Top-ranked Justine Henin-Hardenne beat No. 5 Lindsay Davenport 7-5, 6-3 and advanced to the Australian Open semifinals.
Earlier, fourth-seeded Amelie Mauresmo pulled out of her quarterfinal because of torn back muscles. That put Fabiola Zuluaga into the semifinals, where she'll face Henin-Hardenne.
Henin-Hardenne lost the opening four games before reeling off seven of the next eight to take the first set in 52 minutes.
"That wasn't easy. Lindsay was playing unbelievable at the start; I wasn't ready for that," Henin-Hardenne said. "I played every point as best I could. I came back in the set, and that give me confidence."
Davenport lost only one point in her first two service games but ended with 33 unforced errors as her forehand failed in the long rallies. The loss left ex-Gator Lisa Raymond as the only American woman remaining in the singles event. No. 25 Raymond faces No. 22 Patty Schnyder.

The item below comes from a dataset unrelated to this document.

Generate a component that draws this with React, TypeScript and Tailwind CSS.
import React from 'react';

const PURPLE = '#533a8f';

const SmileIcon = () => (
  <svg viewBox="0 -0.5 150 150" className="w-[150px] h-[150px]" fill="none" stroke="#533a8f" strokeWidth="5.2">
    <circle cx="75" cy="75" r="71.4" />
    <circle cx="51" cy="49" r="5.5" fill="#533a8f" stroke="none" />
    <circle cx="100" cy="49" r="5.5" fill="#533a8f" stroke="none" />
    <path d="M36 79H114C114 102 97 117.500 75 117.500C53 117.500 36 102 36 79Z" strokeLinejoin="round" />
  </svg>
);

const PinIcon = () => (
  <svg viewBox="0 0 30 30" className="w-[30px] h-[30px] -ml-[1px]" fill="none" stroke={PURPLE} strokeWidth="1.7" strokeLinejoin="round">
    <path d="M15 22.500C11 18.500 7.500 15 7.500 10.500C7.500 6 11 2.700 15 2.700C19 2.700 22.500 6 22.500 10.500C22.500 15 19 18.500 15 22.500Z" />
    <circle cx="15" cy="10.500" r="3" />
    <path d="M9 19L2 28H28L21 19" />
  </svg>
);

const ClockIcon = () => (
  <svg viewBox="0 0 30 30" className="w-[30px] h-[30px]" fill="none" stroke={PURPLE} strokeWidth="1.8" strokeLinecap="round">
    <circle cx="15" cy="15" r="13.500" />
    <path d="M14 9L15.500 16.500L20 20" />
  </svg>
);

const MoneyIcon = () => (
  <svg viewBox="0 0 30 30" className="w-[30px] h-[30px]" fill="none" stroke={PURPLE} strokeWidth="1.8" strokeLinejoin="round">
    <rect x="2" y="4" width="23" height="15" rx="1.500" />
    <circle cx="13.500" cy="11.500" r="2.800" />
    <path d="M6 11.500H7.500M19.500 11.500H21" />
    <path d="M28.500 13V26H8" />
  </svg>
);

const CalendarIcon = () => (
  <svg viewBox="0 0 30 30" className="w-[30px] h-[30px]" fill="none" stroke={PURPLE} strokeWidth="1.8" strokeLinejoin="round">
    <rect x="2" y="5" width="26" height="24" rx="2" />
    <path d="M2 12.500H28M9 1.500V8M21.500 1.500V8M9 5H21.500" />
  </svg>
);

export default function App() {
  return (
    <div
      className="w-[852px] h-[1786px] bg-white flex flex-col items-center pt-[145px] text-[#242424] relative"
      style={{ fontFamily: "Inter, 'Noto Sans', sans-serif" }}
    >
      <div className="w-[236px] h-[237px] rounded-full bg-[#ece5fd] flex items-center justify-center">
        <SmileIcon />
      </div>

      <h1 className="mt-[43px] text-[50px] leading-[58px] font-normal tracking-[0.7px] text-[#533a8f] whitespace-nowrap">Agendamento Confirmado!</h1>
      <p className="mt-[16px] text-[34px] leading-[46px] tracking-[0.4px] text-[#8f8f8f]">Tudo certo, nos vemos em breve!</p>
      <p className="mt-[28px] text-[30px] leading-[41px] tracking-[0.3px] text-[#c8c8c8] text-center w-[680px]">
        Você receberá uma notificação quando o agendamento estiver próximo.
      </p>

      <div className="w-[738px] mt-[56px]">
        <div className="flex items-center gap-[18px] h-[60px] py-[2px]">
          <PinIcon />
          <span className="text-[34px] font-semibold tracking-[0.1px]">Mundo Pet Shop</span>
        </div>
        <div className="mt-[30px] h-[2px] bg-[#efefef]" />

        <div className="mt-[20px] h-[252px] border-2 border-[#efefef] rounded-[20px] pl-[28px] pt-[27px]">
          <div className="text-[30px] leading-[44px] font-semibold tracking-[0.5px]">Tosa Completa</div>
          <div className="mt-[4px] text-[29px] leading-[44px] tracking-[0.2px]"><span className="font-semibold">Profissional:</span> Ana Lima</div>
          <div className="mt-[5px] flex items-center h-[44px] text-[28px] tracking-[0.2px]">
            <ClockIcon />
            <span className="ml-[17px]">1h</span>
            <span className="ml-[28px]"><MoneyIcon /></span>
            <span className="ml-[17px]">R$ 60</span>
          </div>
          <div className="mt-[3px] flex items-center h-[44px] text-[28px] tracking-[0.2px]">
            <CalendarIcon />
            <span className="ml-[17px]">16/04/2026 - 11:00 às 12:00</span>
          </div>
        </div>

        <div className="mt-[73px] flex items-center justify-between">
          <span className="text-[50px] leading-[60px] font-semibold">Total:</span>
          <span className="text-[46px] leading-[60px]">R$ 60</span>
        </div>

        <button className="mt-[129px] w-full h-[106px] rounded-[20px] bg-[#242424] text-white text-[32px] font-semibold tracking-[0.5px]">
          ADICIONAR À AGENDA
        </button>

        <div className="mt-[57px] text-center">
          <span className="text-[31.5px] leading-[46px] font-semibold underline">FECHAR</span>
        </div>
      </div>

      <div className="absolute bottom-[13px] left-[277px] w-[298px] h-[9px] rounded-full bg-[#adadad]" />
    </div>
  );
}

Henin-Hardenne, the French Open and U.S. Open champion, next faces the 32nd-seeded Zuluaga. She got a free pass when Mauresmo withdrew 90 minutes before their scheduled match.
Mauresmo "is tough to play, but I can beat her," Zuluaga said. "It feels good to be in the semi, but I didn't want it to be this way the first time. I'd rather play matches than have the rest."
Mauresmo was injured in the fourth round while stretching for a backhand volley against Alicia Molik. Mauresmo had a 10-minute hitting session with coach Loic Courteau, then tearfully announced she was withdrawing.
"I wanted to try this morning and have a little hit and see how I felt. I have pain. I have to withdraw from this tournament," she said. "When I hit some shots, I can feel really strong pain. The other thing is it could get worse if I play. The best thing to do is to rest."
Courteau said Mauresmo insisted on preparing for the match despite scans showing problems in her back.
"As soon as she went up to the net to volley, it was like a knife thrust in her back," he said.
No. 4 Andre Agassi moved on to the semifinals after No. 9 Sebastien Grosjean retired from their match with a groin strain, down 6-2, 2-0.
The last remaining players from the host country were not as fortunate as Agassi. Their opponents finished their matches _ and eliminated the Australians.
The fireworks lit up the sky in the middle of the match. It was not the good omen Lleyton Hewitt or his nation would have hoped for on Australia Day.
Hewitt and Mark Philippoussis, fan favorites in November for winning the Davis Cup, lost while a celebration of the country's national holiday crackled nearby.
Rattled by a foot fault, Hewitt was beaten by No. 2 Roger Federer 3-6, 6-3, 6-0, 6-4 in the fourth round. Philippoussis was eliminated 6-2, 6-2, 6-4 by Morocco's Hicham Arazi, sending the last two Aussies from the tournament.
"It's obviously disappointing when you hit an ace and get a foot fault called," said Hewitt, a two-time major winner once ranked No. 1. "I still wouldn't have won the match. I ran into a guy who was too good for me tonight."
Hewitt has been intent on winning the Australian Open but has never reached the quarterfinals of his home championship.
No Australian has won the title since Mark Edmondson in 1976.
"We always have good matches, but he didn't play his best tennis today," Arazi said.
Federer won nine of 10 games after Hewitt became unsettled by a foot fault that caused him to drop serve in the sixth game of the second set.